Today we’re reposting a Homeschool Burnout article that was originally posted on October 10, 2019. At this point in the school year, parents are often feeling fatigued and are struggling to finish the school year. 

If you’ve been a home educator for any length of time, you know one thing—homeschool burnout is real! 

Believe me, I know. As a longtime homeschooler since 1993 and the former director of a homeschool enrichment academy, I talk with many parents about the issues that they encounter in homeschooling their children.

That’s why I wrote this blog post. Below, I’ll share the top five reasons homeschool parents experience burnout and what you can do to avoid fizzling out from all the stress.

1. Comparing your homeschool to someone else’s homeschool

Folks, comparing what you do to someone else in entirely different circumstances is hugely damaging to you and your family.

Some people school year-round. Some people school four days a week. Some people’s children have a propensity for languages and speak more than one. Some children struggle with English. Try to take inspiration and encouragement from what others are doing instead of using their accomplishments as a way to make yourself feel inadequate.

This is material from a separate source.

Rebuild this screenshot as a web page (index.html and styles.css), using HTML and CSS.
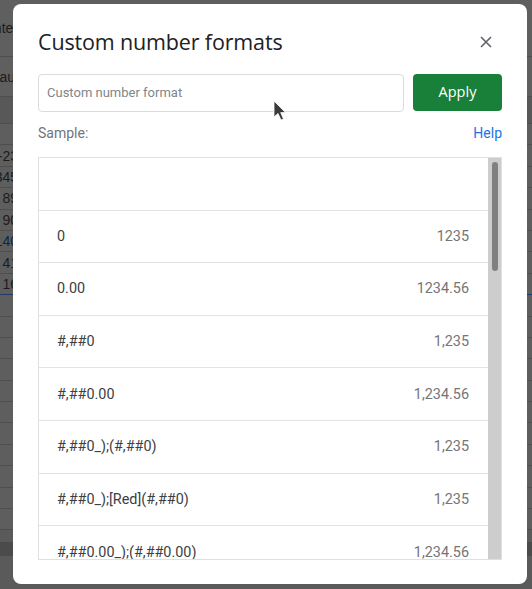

If you only take away one nugget from this blog post, let it be this—don’t compare what you’re doing to what others are doing!

2. Doing too much

One of the greatest benefits of homeschooling is the freedom to choose classes and activities for our children. I often see homeschoolers whose children are involved in so many activities that they’re rarely home, family life suffers, and the children and parents begin to experience burnout.

The younger the student, the fewer extracurricular activities he or she should be doing. A freshman will have a lot to do just getting used to the rigors that high school work demands. You will probably need to be more available to your child during this first year of high school. Scheduling too many activities will increase the pressure on both of you, which leads to burnout.

Older high school students also need to be helped not to have too full of a schedule. I had students at my academy who told me that they were exhausted because they worked, did sports, played an instrument, had rigorous honors and AP classes, and also were in Scouts or other youth civic organizations.

We all want our children to be well rounded and have a great education, but it’s important to find balance and make sure that every family member (you too, mom and dad!) has time to just be. has a great perspective on the value of boredom. 

Don’t underestimate the value of doing nothing. Everyone (even kids) needs a work-life balance.

3. Doing it all yourself

The homeschooling life is a full life. By choosing to homeschool, you took on another full-time job in addition to what you were already doing. It’s all too easy as a homeschooling parent to feel overwhelmed by your responsibilities.

Just remember this: You don’t have to do everything yourself.

Get your children involved in helping to make meals as well as to clean and maintain your home. Even young children can be taught to do real jobs that are a big help to the household. WebMD has great age-related chore recommendations. Get other adult family members to assist you with your homeschooling. Grandma and Grandpa (if they are supportive of homeschooling) can also be great resources.

4. Not having an end to your school day

One of my children taught me a valuable lesson early on in our homeschool when she asked me to spell a word for her one evening. I suggested that she get the dictionary and look up the word herself. She responded, “Can’t you just be my mom right now and spell the word for me?” 

At that moment, I decided that the school day would have an end, just as public and private schools do. While it’s true that we have teachable moments outside of our lesson plans, we also need to designate school hours. This is a help to us and our kids. 

Knowing that we have only so much time to complete work helps all of us to be better managers of our time. It also allows us to be a family after school is done for the day. Our kids need us as their parents as well as their educational facilitators.

5. Not making time for yourself

Making time for yourself as a home educator is crucial. You may think you don’t have time to exercise, go out to dinner with your spouse or partner, or go to that really cool monthly parent’s night out. But the truth is, those things are what give you the physical and mental energy you need to homeschool your child.

I neglected the physical care and upkeep of myself as a homeschool parent until 2009, when I woke up and realized that I needed to make my health a priority. I feel better today than I did twenty years ago. I wish I had made time to care for myself earlier.

If you haven’t made your physical, mental, and social wellbeing a priority, I encourage you to start immediately. You and your family will benefit immensely!

Wrapping up

So there you have it—the top five areas where we can experience burnout if we aren’t careful. As homeschool parents, we need to consciously create balance in our lives so that we have endurance for our whole homeschooling career and can make it all the way to the finish line of graduation for each student.